Once he began interviewing people, he discovered that his initial caution was correct. He couldn’t follow the producers’ guidelines; he

was unable to crosscut, say, Auschwitz and Viet Nam . . . emotionally, I have found it wrong.

Instead, he presented them with a very long — and very different — film that explored in agonizing detail

the necessity of judgment, as opposed to the impossibility of judgment.

Producer David Puttnam protested:

We bought a concept, with particular stress on the interviews. We got a long, rambling personal statement, which is commercial death for us.

Ophuls countered that all they wanted was

a radical-chic version for America… [but] theatrical equations (Auschwitz-Napalm or Hitler-Nixon)… could only lead to the reinforcement of cynicism and hopelessness.

The British producers took over the film and chopped it up, simplifying its carefully constructed presentation. Time Magazine reported,

Many of his interview questions have been cut, along with footage of his family (his wife was a member of Hitler Youth) and of Germany during the Weimar Republic and later in the painful process of denazification. Also excised was a scene of middle-aged Germans, nude in a mixed sauna, discussing their feelings toward Jews. The BBC had particularly objected to the sequence on the ground that pubic hair had no place in a political film.

The story doesn’t end there.

Ophuls’s assistant managed to steal a copy of the original version and transport it to New York, where new financing was found. Ophuls restored the missing scenes. In 1976 Paramount released The Memory of Justice in the United States. And the critics went wild, one way or another.

Why does this film inspire such enthusiasm? And such hatred? For the same reasons that Philippe Sands finds it relevant now, thirty years later, when the United States is engaged in another horrifying war. It refuses to offer easy answers to difficult questions.

Sands’s Vanity Fair article and his new book, Torture Team: Rumsfeld’s Memo and the Betrayal of American Values, scheduled to be published next week, argue,

The abuse, rising to the level of torture, of those captured and detained in the war on terror is a defining feature of the presidency of George W. Bush.

Like the prosecutors at Nuremberg in the 1940s, and like Marcel Ophuls in Memory of Justice in the 1970s, he asks who is ultimately responsible for atrocities committed in a war.

Who is guilty? No one? Everyone?

In the case of U.S. activities in Guantanamo, Sands sides with the principles set forth at Nuremberg:

The origins lie in actions taken at the very highest levels of the administration — by some of the most senior personal advisers to the president, the vice president, and the secretary of defense. At the heart of the matter stand several political appointees — lawyers — who, it can be argued, broke their ethical codes of conduct and took themselves into a zone of international criminality, where formal investigation is now a very real option.

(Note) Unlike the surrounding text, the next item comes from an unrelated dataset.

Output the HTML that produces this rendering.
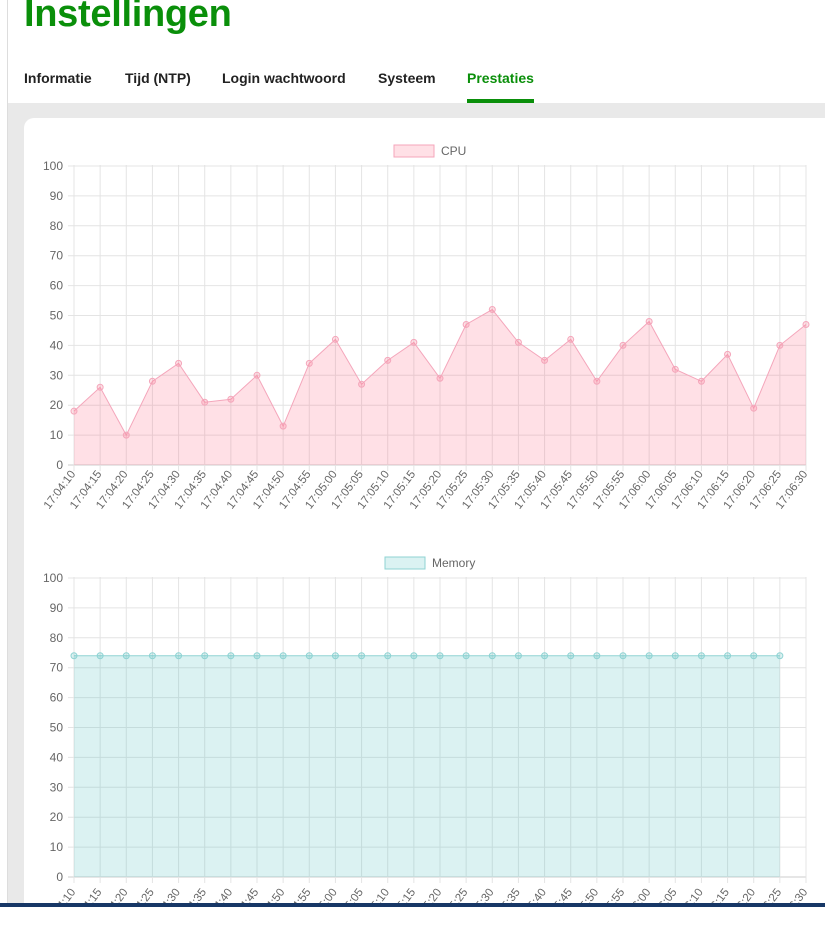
<!DOCTYPE html>
<html><head><meta charset="utf-8"><style>
*{margin:0;padding:0;box-sizing:border-box}
body{width:825px;height:907px;overflow:hidden;background:#fff;font-family:"Liberation Sans",sans-serif;position:relative}
.lb{position:absolute;left:7px;top:0;width:1px;height:907px;background:#ddd}
h1{position:absolute;left:24px;top:-8px;font-size:38px;font-weight:bold;color:#0a8f0a;letter-spacing:-0.3px;line-height:44px}
.tabs{position:absolute;top:70px;left:24px;font-size:14px;font-weight:bold;color:#222}
.tabs span{position:absolute;white-space:nowrap}
.ul{position:absolute;left:467px;top:99px;width:67px;height:4px;background:#0a8f0a}
.gray{position:absolute;left:8px;top:103px;right:0;bottom:0;background:#e9e9e9}
.card{position:absolute;left:24px;top:118px;width:820px;height:820px;background:#fff;border-radius:10px}
svg{position:absolute;left:0;top:0}
.bar{position:absolute;left:0;top:903px;width:825px;height:4px;background:#173766}
</style></head><body>
<div class="lb"></div>
<h1>Instellingen</h1>
<div class="tabs">
<span style="left:0">Informatie</span>
<span style="left:101px">Tijd (NTP)</span>
<span style="left:198px">Login wachtwoord</span>
<span style="left:354px">Systeem</span>
<span style="left:443px;color:#0a8f0a">Prestaties</span>
</div>
<div class="ul"></div>
<div class="gray"></div>
<div class="card"></div>
<svg id="s" width="825" height="907" font-family="Liberation Sans, sans-serif" font-size="11" fill="#666"></svg>
<div class="bar"></div>
<script>
var s=document.getElementById('s'),h='';
var cpu=[18,26,10,28,34,21,22,30,13,34,42,27,35,41,29,47,52,41,35,42,28,40,48,32,28,37,19,40,47];
var labels=[];for(var i=0;i<29;i++){var t=250+i*5;var m=Math.floor(t/60),sc=t%60;labels.push('17:0'+m+':'+(sc<10?'0':'')+sc);}
var x0=74,x1=806,dx=(x1-x0)/28,k=2.99;
function chart(top,data,stroke,fill,name,lx,loff){
 var y0=top+299;
 for(var v=0;v<=100;v+=10){var y=y0-v*k;h+='<line x1="'+(x0-6)+'" x2="'+x1+'" y1="'+y+'" y2="'+y+'" stroke="'+(v==0?'#ccc':'#e4e4e4')+'"/>';h+='<text x="'+(x0-11)+'" y="'+(y+4)+'" text-anchor="end" font-size="12">'+v+'</text>';}
 for(var i=0;i<29;i++){var x=x0+i*dx;h+='<line x1="'+x+'" x2="'+x+'" y1="'+(y0-300)+'" y2="'+(y0+6)+'" stroke="#e4e4e4"/>';h+='<text transform="translate('+(x+2)+','+(y0+9+loff)+') rotate(-53)" text-anchor="end" font-size="11.5">'+labels[i]+'</text>';}
 var p='M'+x0+','+y0;for(var i=0;i<data.length;i++)p+=' L'+(x0+i*dx)+','+(y0-data[i]*k);p+=' L'+(x0+(data.length-1)*dx)+','+y0+' Z';
 h+='<path d="'+p+'" fill="'+fill+'" stroke="none"/>';
 var l='M'+x0+','+(y0-data[0]*k);for(var i=1;i<data.length;i++)l+=' L'+(x0+i*dx)+','+(y0-data[i]*k);
 h+='<path d="'+l+'" fill="none" stroke="'+stroke+'"/>';
 for(var i=0;i<data.length;i++)h+='<circle cx="'+(x0+i*dx)+'" cy="'+(y0-data[i]*k)+'" r="3" fill="'+fill+'" stroke="'+stroke+'"/>';
 h+='<rect x="'+lx+'" y="'+(top-21)+'" width="40" height="12" fill="'+fill+'" stroke="'+stroke+'"/>';
 h+='<text x="'+(lx+47)+'" y="'+(top-11)+'" font-size="12">'+name+'</text>';
}
chart(166,cpu,'#f4a6bb','rgba(255,99,132,0.2)','CPU',394,0);
var mem=[];for(var i=0;i<28;i++)mem.push(74);
chart(578,mem,'#8fd3d3','rgba(75,192,192,0.2)','Memory',385,6);
s.innerHTML=h;
</script>
</body></html>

He adds that the people behind the interrogation of detainees like Mohammed al-Qahtani

face a real risk of investigation if they set foot outside the United States. Article 4 of the torture convention criminalizes “complicity” or “participation” in torture, and the same principle governs violations of Common Article 3 [of the Geneva Convention].

He quotes a European judge who said to him,

It’s a matter of time. These things take time. And then something unexpected happens, when one of these lawyers travels to the wrong place.

In the end, Ophuls comes out on the side of Nuremberg as well, rejecting the idea of collective guilt that was so popular at the end of World War II. But he also suggests that in our complex and all-too-human world, it is never possible to achieve true justice. Hence, the epigraph that gives the film its name:

Plato believed that human beings were guided in the course of their brief lives in this imperfect world by the dim recollection of some previous and perfect state of the Soul, by the vague memory of Ideal Virtue and Ideal Justice.

In this imperfect world, that might be all we can hope for.

Thanks for reading. I’m outta here till Monday.